I'm hunting the wild deer, the panther and the beaver.
But I look back with pride on the bogs of Shanaheever…’So begins a version of the well-known song ‘The Bogs of Shanaheever’, a lyric tale of the loneliness and longing of exile. The protagonist, an Irish emigrant in America, casts their mind back to the events leading up to their leaving the land of their birth. The song’s most renowned exponent is the great singer from Connemara in West Galway, Joe Heaney.
In a recorded interview with singer and folklorist Ewan MacColl
1, Heaney explained that this song, known to Heaney as ‘
The Two Greyhounds’ was written in America and brought back to Ireland where it has stayed in the singing tradition ever since. I find his explanation somewhat unconvincing though. My doubts are not allayed any by the fact that the version of '
The Bogs of Shanaheever' that he sings in that same session with MacColl is undoubtedly a fragment, as one of the verses has an extra line to the usual four. This alludes to the fact that there is more to the song, perhaps that two verses have been conflated. The song is pertinent amongst Heaney’s extensive repertoire (MacColl alone recorded forty-two of his songs in that interview alone
2) as he was an archetypal Irish exile. Born in the remote Irish speaking
Gaeltacht of Connemara, the village of Shanaheever being local to him, Heaney emigrated to England and America like many of his countrymen did then and do now.

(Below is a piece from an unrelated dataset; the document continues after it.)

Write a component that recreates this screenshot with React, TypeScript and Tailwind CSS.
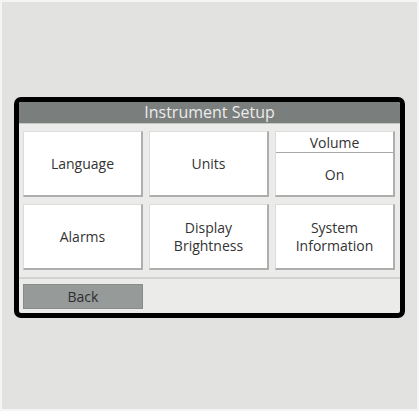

Emmigration is nothing unique to the Irish condition, of course. The desire to travel is quite a universal human trait – the absence of the desire being noted with suspicion in individuals who are content to stay put. And so it is no surprise that many cultures have songs about travel and immigration. However, the centrality of the immigrant’s lament for
Erin in the canon of Irish song, and indeed the Irish psyche, is indomitable.
James Joyce spent practically all of his adult life on the Continent, constantly moving, but constantly pining for Dublin; her streets, her characters, her language and her stories. It is evidenced in his works, all of which are set in his ‘Hibernian Metropolis’, but also in accounts of his exchanges with visitors he met from Dublin, of whom he would enquire about changing street names and buildings. A sense of home anchors the immigrant as much as it defines a song as being Irish.
‘What part of Wexford is it yer from?’
…
‘Do ya go home much?’
…
So goes the introductory banter on many occasions when meeting with other Irish people in London for the first time.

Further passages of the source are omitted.